-- begin Data lines --

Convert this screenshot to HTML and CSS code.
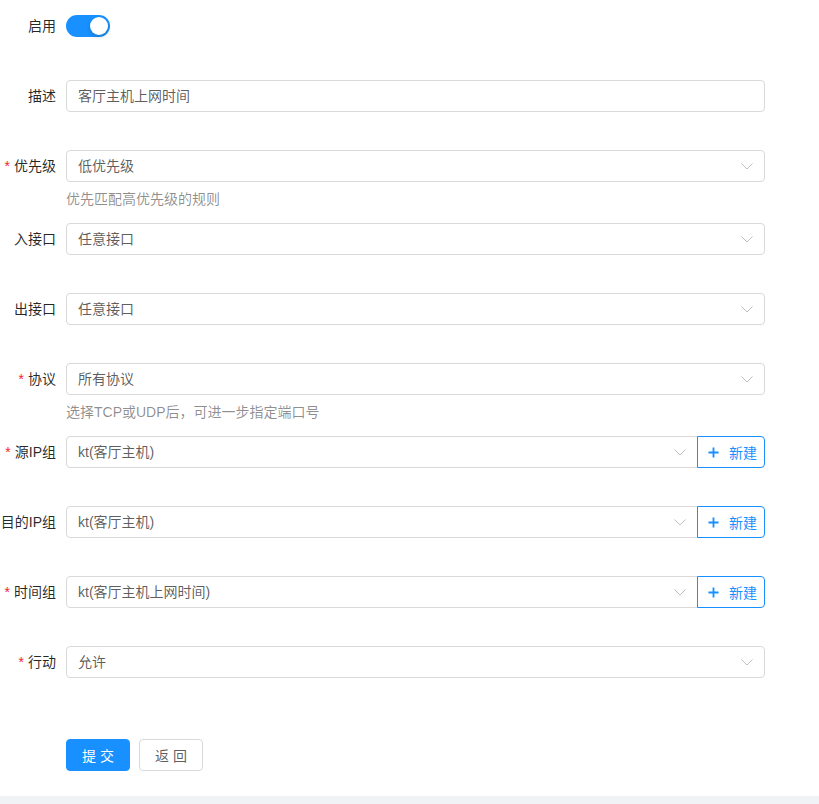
FILE: index.html
```html
<!DOCTYPE html>
<html lang="zh-CN">
<head>
<meta charset="utf-8">
<title>规则</title>
<link rel="stylesheet" href="styles.css">
</head>
<body>
<div class="page">
  <form class="form">
    <div class="item item-switch">
      <label class="label">启用</label>
      <div class="control">
        <span class="switch"><span class="knob"></span></span>
      </div>
    </div>

    <div class="item">
      <label class="label">描述</label>
      <div class="control">
        <div class="input">客厅主机上网时间</div>
      </div>
    </div>

    <div class="item has-help">
      <label class="label"><span class="req">*</span>优先级</label>
      <div class="control">
        <div class="select"><span>低优先级</span><svg class="arrow" viewBox="0 0 12 7"><path d="M0.5 0.5 L6 6 L11.5 0.5" fill="none" stroke="#bfbfbf" stroke-width="1"/></svg></div>
        <div class="help">优先匹配高优先级的规则</div>
      </div>
    </div>

    <div class="item">
      <label class="label">入接口</label>
      <div class="control">
        <div class="select"><span>任意接口</span><svg class="arrow" viewBox="0 0 12 7"><path d="M0.5 0.5 L6 6 L11.5 0.5" fill="none" stroke="#bfbfbf" stroke-width="1"/></svg></div>
      </div>
    </div>

    <div class="item">
      <label class="label">出接口</label>
      <div class="control">
        <div class="select"><span>任意接口</span><svg class="arrow" viewBox="0 0 12 7"><path d="M0.5 0.5 L6 6 L11.5 0.5" fill="none" stroke="#bfbfbf" stroke-width="1"/></svg></div>
      </div>
    </div>

    <div class="item has-help">
      <label class="label"><span class="req">*</span>协议</label>
      <div class="control">
        <div class="select"><span>所有协议</span><svg class="arrow" viewBox="0 0 12 7"><path d="M0.5 0.5 L6 6 L11.5 0.5" fill="none" stroke="#bfbfbf" stroke-width="1"/></svg></div>
        <div class="help">选择TCP或UDP后，可进一步指定端口号</div>
      </div>
    </div>

    <div class="item">
      <label class="label"><span class="req">*</span>源IP组</label>
      <div class="control group">
        <div class="select"><span>kt(客厅主机)</span><svg class="arrow" viewBox="0 0 12 7"><path d="M0.5 0.5 L6 6 L11.5 0.5" fill="none" stroke="#bfbfbf" stroke-width="1"/></svg></div>
        <button type="button" class="btn-new"><svg class="plus" viewBox="0 0 12 12"><path d="M6 0.5 V11.5 M0.5 6 H11.5" stroke="#1890ff" stroke-width="2"/></svg>新建</button>
      </div>
    </div>

    <div class="item">
      <label class="label">目的IP组</label>
      <div class="control group">
        <div class="select"><span>kt(客厅主机)</span><svg class="arrow" viewBox="0 0 12 7"><path d="M0.5 0.5 L6 6 L11.5 0.5" fill="none" stroke="#bfbfbf" stroke-width="1"/></svg></div>
        <button type="button" class="btn-new"><svg class="plus" viewBox="0 0 12 12"><path d="M6 0.5 V11.5 M0.5 6 H11.5" stroke="#1890ff" stroke-width="2"/></svg>新建</button>
      </div>
    </div>

    <div class="item">
      <label class="label"><span class="req">*</span>时间组</label>
      <div class="control group">
        <div class="select"><span>kt(客厅主机上网时间)</span><svg class="arrow" viewBox="0 0 12 7"><path d="M0.5 0.5 L6 6 L11.5 0.5" fill="none" stroke="#bfbfbf" stroke-width="1"/></svg></div>
        <button type="button" class="btn-new"><svg class="plus" viewBox="0 0 12 12"><path d="M6 0.5 V11.5 M0.5 6 H11.5" stroke="#1890ff" stroke-width="2"/></svg>新建</button>
      </div>
    </div>

    <div class="item item-last">
      <label class="label"><span class="req">*</span>行动</label>
      <div class="control">
        <div class="select"><span>允许</span><svg class="arrow" viewBox="0 0 12 7"><path d="M0.5 0.5 L6 6 L11.5 0.5" fill="none" stroke="#bfbfbf" stroke-width="1"/></svg></div>
      </div>
    </div>

    <div class="actions">
      <button type="button" class="btn btn-primary">提 交</button>
      <button type="button" class="btn btn-default">返 回</button>
    </div>
  </form>
</div>
</body>
</html>
```

FILE: styles.css
```css
* { box-sizing: border-box; }

html, body {
  margin: 0;
  padding: 0;
}

body {
  background: #f0f2f5;
  font-family: "Liberation Sans", "Noto Sans CJK SC", sans-serif;
  font-size: 14px;
  color: rgba(0, 0, 0, 0.65);
}

.page {
  background: #fff;
  height: 796px;
  overflow: hidden;
}

.form {
  padding-top: 10px;
  width: 765px;
}

.item {
  display: flex;
  align-items: flex-start;
  margin-bottom: 38px;
}

.item.has-help {
  margin-bottom: 13px;
}

.item-last {
  margin-bottom: 61px;
}

.label {
  flex: 0 0 56px;
  width: 56px;
  height: 32px;
  line-height: 32px;
  display: flex;
  justify-content: flex-end;
  align-items: center;
  white-space: nowrap;
  color: rgba(0, 0, 0, 0.85);
  margin-right: 10px;
}

.req {
  color: #f5222d;
  margin-right: 4px;
  font-family: "Liberation Sans", sans-serif;
}

.control {
  flex: 1;
  min-width: 0;
}

.control.group {
  display: flex;
}

.switch {
  display: inline-block;
  position: relative;
  width: 44px;
  height: 22px;
  border-radius: 11px;
  background: #1890ff;
  margin-top: 5px;
  vertical-align: top;
}

.knob {
  position: absolute;
  top: 2px;
  left: 24px;
  width: 18px;
  height: 18px;
  border-radius: 50%;
  background: #fff;
  box-shadow: 0 2px 4px rgba(0, 35, 11, 0.2);
}

.input,
.select {
  height: 32px;
  line-height: 30px;
  border: 1px solid #d9d9d9;
  border-radius: 4px;
  padding: 0 11px;
  background: #fff;
  color: rgba(0, 0, 0, 0.65);
  white-space: nowrap;
}

.select {
  display: flex;
  align-items: center;
  justify-content: space-between;
}

.group .select {
  flex: 1;
  border-radius: 4px 0 0 4px;
}

.arrow {
  width: 12px;
  height: 7px;
  display: block;
}

.help {
  color: rgba(0, 0, 0, 0.45);
  line-height: 22px;
  padding-top: 6px;
}

.btn-new {
  flex: 0 0 68px;
  width: 68px;
  height: 32px;
  margin-left: -1px;
  border: 1px solid #1890ff;
  border-radius: 0 4px 4px 0;
  background: #fff;
  color: #1890ff;
  font-family: inherit;
  font-size: 14px;
  padding: 0 0 0 10px;
  display: flex;
  align-items: center;
  position: relative;
}

.plus {
  width: 11px;
  height: 11px;
  margin-right: 10px;
  display: block;
}

.actions {
  display: flex;
  gap: 9px;
  padding-left: 66px;
}

.btn {
  width: 64px;
  height: 32px;
  border-radius: 4px;
  font-family: inherit;
  font-size: 14px;
  padding: 0;
  cursor: pointer;
}

.btn-primary {
  background: #1890ff;
  border: 1px solid #1890ff;
  color: #fff;
}

.btn-default {
  background: #fff;
  border: 1px solid #d9d9d9;
  color: rgba(0, 0, 0, 0.65);
}
```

-- end Data lines --

Copy out the data above exactly, except the pictures.

Convert this screenshot to HTML and CSS code.
FILE: index.html
```html
<!DOCTYPE html>
<html lang="zh-CN">
<head>
<meta charset="utf-8">
<title>规则</title>
<link rel="stylesheet" href="styles.css">
</head>
<body>
<div class="page">
  <form class="form">
    <div class="item item-switch">
      <label class="label">启用</label>
      <div class="control">
        <span class="switch"><span class="knob"></span></span>
      </div>
    </div>

    <div class="item">
      <label class="label">描述</label>
      <div class="control">
        <div class="input">客厅主机上网时间</div>
      </div>
    </div>

    <div class="item has-help">
      <label class="label"><span class="req">*</span>优先级</label>
      <div class="control">
        <div class="select"><span>低优先级</span><svg class="arrow" viewBox="0 0 12 7"><path d="M0.5 0.5 L6 6 L11.5 0.5" fill="none" stroke="#bfbfbf" stroke-width="1"/></svg></div>
        <div class="help">优先匹配高优先级的规则</div>
      </div>
    </div>

    <div class="item">
      <label class="label">入接口</label>
      <div class="control">
        <div class="select"><span>任意接口</span><svg class="arrow" viewBox="0 0 12 7"><path d="M0.5 0.5 L6 6 L11.5 0.5" fill="none" stroke="#bfbfbf" stroke-width="1"/></svg></div>
      </div>
    </div>

    <div class="item">
      <label class="label">出接口</label>
      <div class="control">
        <div class="select"><span>任意接口</span><svg class="arrow" viewBox="0 0 12 7"><path d="M0.5 0.5 L6 6 L11.5 0.5" fill="none" stroke="#bfbfbf" stroke-width="1"/></svg></div>
      </div>
    </div>

    <div class="item has-help">
      <label class="label"><span class="req">*</span>协议</label>
      <div class="control">
        <div class="select"><span>所有协议</span><svg class="arrow" viewBox="0 0 12 7"><path d="M0.5 0.5 L6 6 L11.5 0.5" fill="none" stroke="#bfbfbf" stroke-width="1"/></svg></div>
        <div class="help">选择TCP或UDP后，可进一步指定端口号</div>
      </div>
    </div>

    <div class="item">
      <label class="label"><span class="req">*</span>源IP组</label>
      <div class="control group">
        <div class="select"><span>kt(客厅主机)</span><svg class="arrow" viewBox="0 0 12 7"><path d="M0.5 0.5 L6 6 L11.5 0.5" fill="none" stroke="#bfbfbf" stroke-width="1"/></svg></div>
        <button type="button" class="btn-new"><svg class="plus" viewBox="0 0 12 12"><path d="M6 0.5 V11.5 M0.5 6 H11.5" stroke="#1890ff" stroke-width="2"/></svg>新建</button>
      </div>
    </div>

    <div class="item">
      <label class="label">目的IP组</label>
      <div class="control group">
        <div class="select"><span>kt(客厅主机)</span><svg class="arrow" viewBox="0 0 12 7"><path d="M0.5 0.5 L6 6 L11.5 0.5" fill="none" stroke="#bfbfbf" stroke-width="1"/></svg></div>
        <button type="button" class="btn-new"><svg class="plus" viewBox="0 0 12 12"><path d="M6 0.5 V11.5 M0.5 6 H11.5" stroke="#1890ff" stroke-width="2"/></svg>新建</button>
      </div>
    </div>

    <div class="item">
      <label class="label"><span class="req">*</span>时间组</label>
      <div class="control group">
        <div class="select"><span>kt(客厅主机上网时间)</span><svg class="arrow" viewBox="0 0 12 7"><path d="M0.5 0.5 L6 6 L11.5 0.5" fill="none" stroke="#bfbfbf" stroke-width="1"/></svg></div>
        <button type="button" class="btn-new"><svg class="plus" viewBox="0 0 12 12"><path d="M6 0.5 V11.5 M0.5 6 H11.5" stroke="#1890ff" stroke-width="2"/></svg>新建</button>
      </div>
    </div>

    <div class="item item-last">
      <label class="label"><span class="req">*</span>行动</label>
      <div class="control">
        <div class="select"><span>允许</span><svg class="arrow" viewBox="0 0 12 7"><path d="M0.5 0.5 L6 6 L11.5 0.5" fill="none" stroke="#bfbfbf" stroke-width="1"/></svg></div>
      </div>
    </div>

    <div class="actions">
      <button type="button" class="btn btn-primary">提 交</button>
      <button type="button" class="btn btn-default">返 回</button>
    </div>
  </form>
</div>
</body>
</html>
```

FILE: styles.css
```css
* { box-sizing: border-box; }

html, body {
  margin: 0;
  padding: 0;
}

body {
  background: #f0f2f5;
  font-family: "Liberation Sans", "Noto Sans CJK SC", sans-serif;
  font-size: 14px;
  color: rgba(0, 0, 0, 0.65);
}

.page {
  background: #fff;
  height: 796px;
  overflow: hidden;
}

.form {
  padding-top: 10px;
  width: 765px;
}

.item {
  display: flex;
  align-items: flex-start;
  margin-bottom: 38px;
}

.item.has-help {
  margin-bottom: 13px;
}

.item-last {
  margin-bottom: 61px;
}

.label {
  flex: 0 0 56px;
  width: 56px;
  height: 32px;
  line-height: 32px;
  display: flex;
  justify-content: flex-end;
  align-items: center;
  white-space: nowrap;
  color: rgba(0, 0, 0, 0.85);
  margin-right: 10px;
}

.req {
  color: #f5222d;
  margin-right: 4px;
  font-family: "Liberation Sans", sans-serif;
}

.control {
  flex: 1;
  min-width: 0;
}

.control.group {
  display: flex;
}

.switch {
  display: inline-block;
  position: relative;
  width: 44px;
  height: 22px;
  border-radius: 11px;
  background: #1890ff;
  margin-top: 5px;
  vertical-align: top;
}

.knob {
  position: absolute;
  top: 2px;
  left: 24px;
  width: 18px;
  height: 18px;
  border-radius: 50%;
  background: #fff;
  box-shadow: 0 2px 4px rgba(0, 35, 11, 0.2);
}

.input,
.select {
  height: 32px;
  line-height: 30px;
  border: 1px solid #d9d9d9;
  border-radius: 4px;
  padding: 0 11px;
  background: #fff;
  color: rgba(0, 0, 0, 0.65);
  white-space: nowrap;
}

.select {
  display: flex;
  align-items: center;
  justify-content: space-between;
}

.group .select {
  flex: 1;
  border-radius: 4px 0 0 4px;
}

.arrow {
  width: 12px;
  height: 7px;
  display: block;
}

.help {
  color: rgba(0, 0, 0, 0.45);
  line-height: 22px;
  padding-top: 6px;
}

.btn-new {
  flex: 0 0 68px;
  width: 68px;
  height: 32px;
  margin-left: -1px;
  border: 1px solid #1890ff;
  border-radius: 0 4px 4px 0;
  background: #fff;
  color: #1890ff;
  font-family: inherit;
  font-size: 14px;
  padding: 0 0 0 10px;
  display: flex;
  align-items: center;
  position: relative;
}

.plus {
  width: 11px;
  height: 11px;
  margin-right: 10px;
  display: block;
}

.actions {
  display: flex;
  gap: 9px;
  padding-left: 66px;
}

.btn {
  width: 64px;
  height: 32px;
  border-radius: 4px;
  font-family: inherit;
  font-size: 14px;
  padding: 0;
  cursor: pointer;
}

.btn-primary {
  background: #1890ff;
  border: 1px solid #1890ff;
  color: #fff;
}

.btn-default {
  background: #fff;
  border: 1px solid #d9d9d9;
  color: rgba(0, 0, 0, 0.65);
}
```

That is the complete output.